Yes, MarkBufferDirtyHint does not mark the page as dirty… So, hint bits on secondary could be easily lost. But it leaves the page dirty if it already is (or it could be marked dirty by WAL replay later). So, hints bits could be easily flushed and taken into account during checksum calculation on both - standby and primary.
> "We can set the hint, just not dirty the page as a result so the hint
> is lost when we evict the page or shutdown"
Yes, it is not allowed to mark a page as dirty because of hints on standby. Because we could achieve this:
CHECKPOINT
SET HINT BIT
TORN FLUSH + CRASH = BROKEN CHECKSUM, SERVER FAULT
But this scenario is totally fine:
CHECKPOINT
FPI (page is still dirty)
SET HINT BIT
TORN FLUSH + CRASH = PAGE IS RECOVERED, EVERYTHING IS OK
And, as result, this is fine too:
CHECKPOINT
FPI WITH MASKED LP_DEAD (page is still dirty)
SET HINT BIT
TORN FLUSH + CRASH = PAGE IS RECOVERED + LP_DEAD MASKED AGAIN IF STANDBY
So, my point here - it is fine to mask LP_DEAD bits during replay because they are already different on standby and primary. And it is fine to set and flush hint bits (and LP_DEADs) on standby because they already could be easily flushed (just need to consider minRecovertPoint and, probably, OldesXmin from primary in case of LP_DEAD to make promotion easily).
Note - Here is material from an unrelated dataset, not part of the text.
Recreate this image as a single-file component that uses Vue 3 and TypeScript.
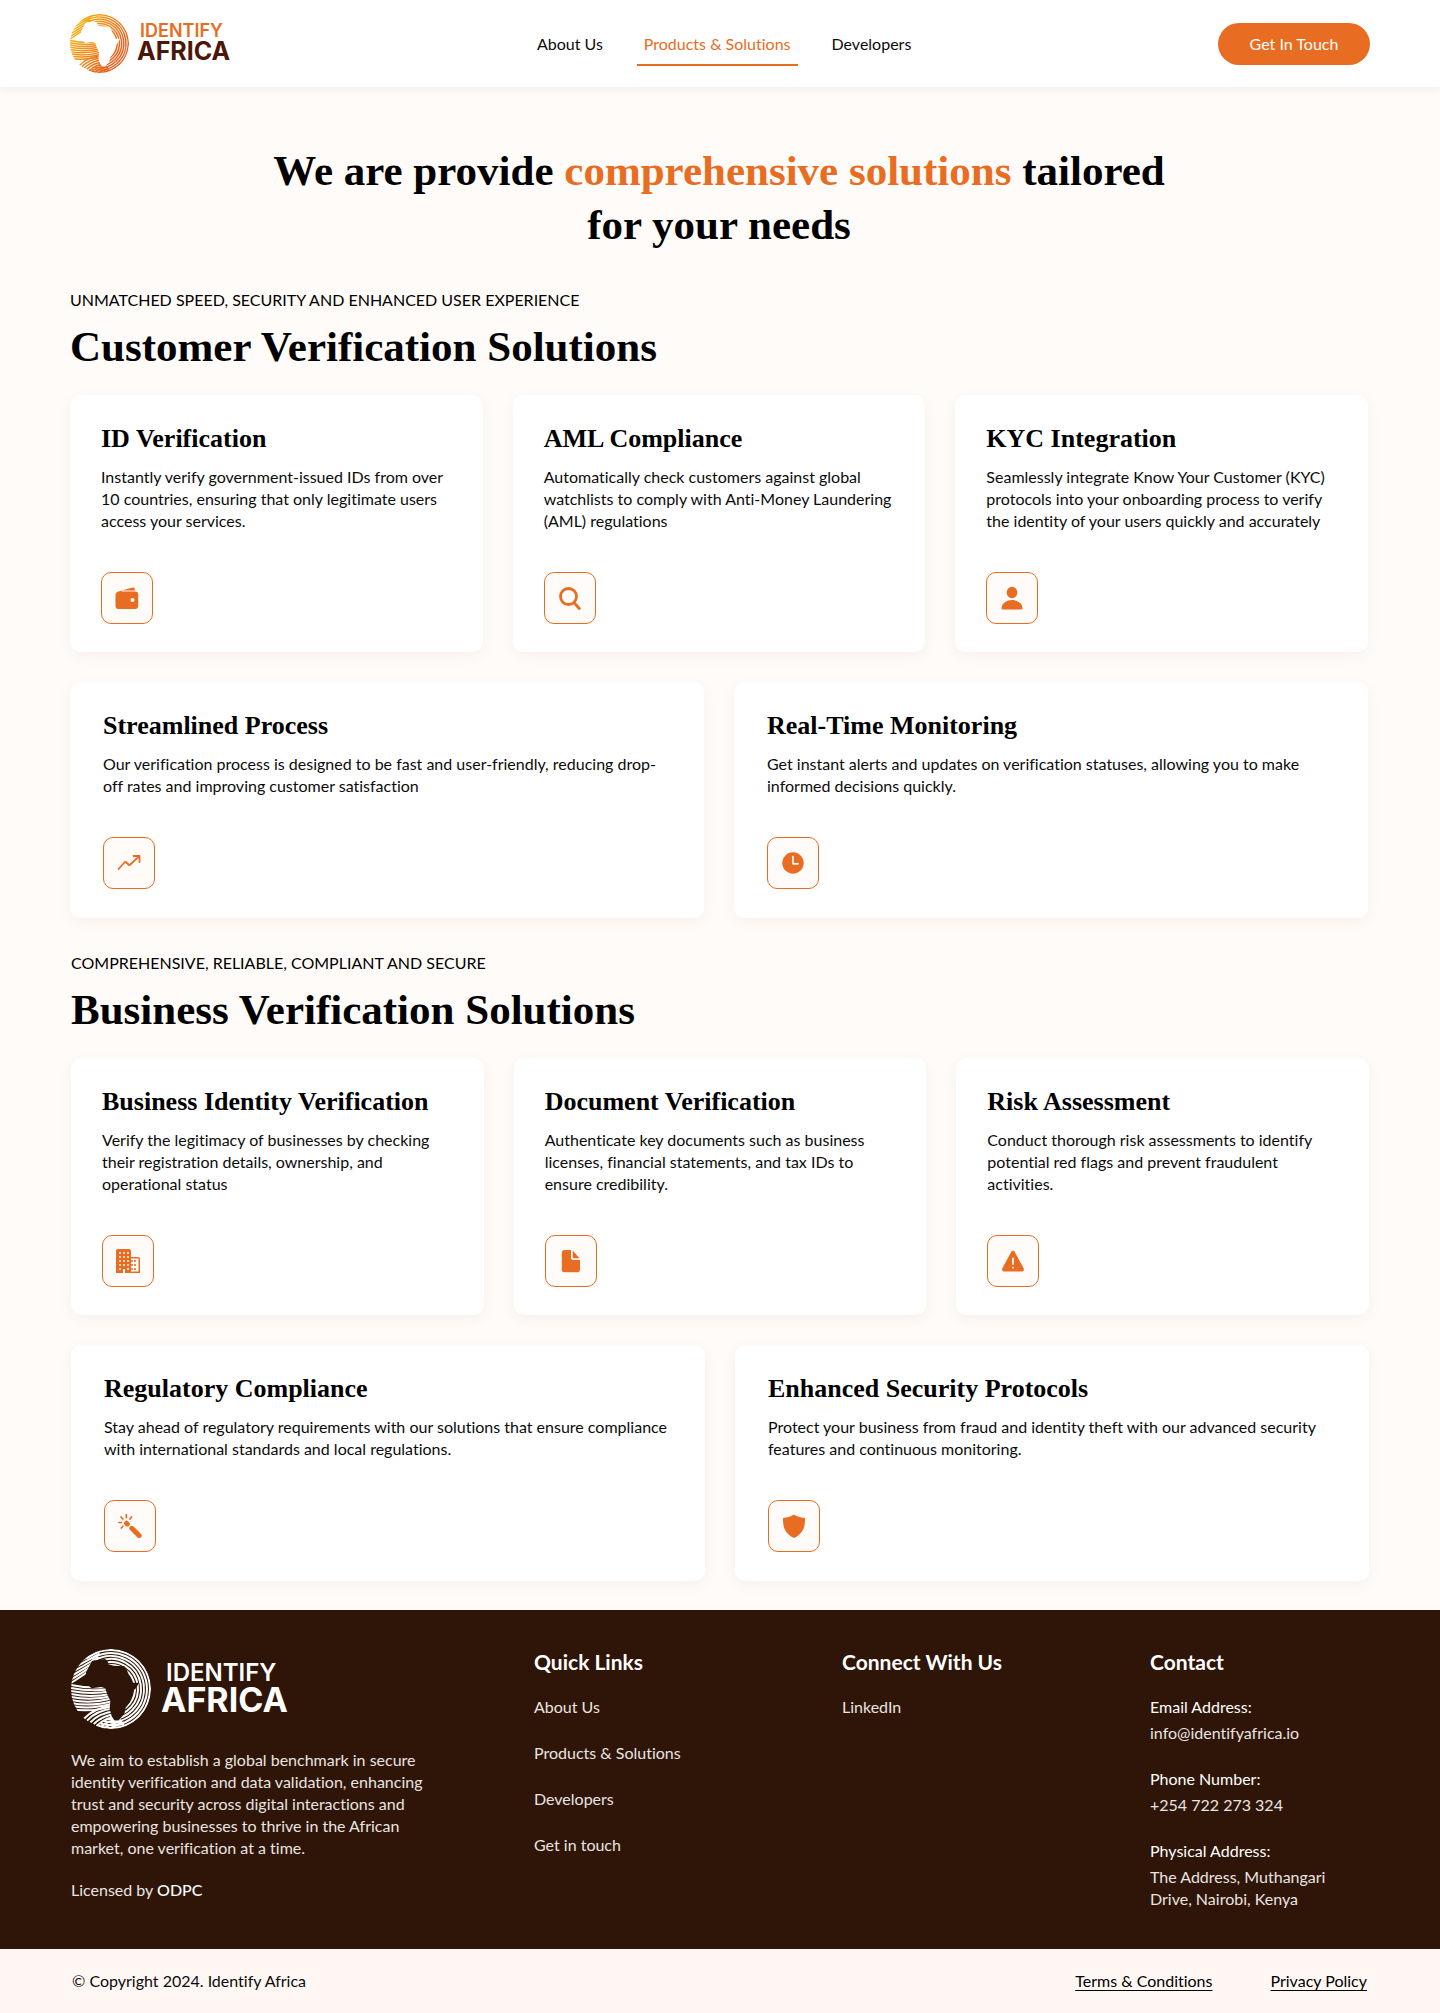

>> And `btree_mask` (and other mask functions) already used for consistency checks to exclude LP_DEAD.
> I don't see how that is relevant. btree_mask() is only used by
> wal_consistency_checking, which is mostly just for Postgres hackers.
I was thinking about the possibility to reuse these functions in masking during replay.
Thanks,
Michail.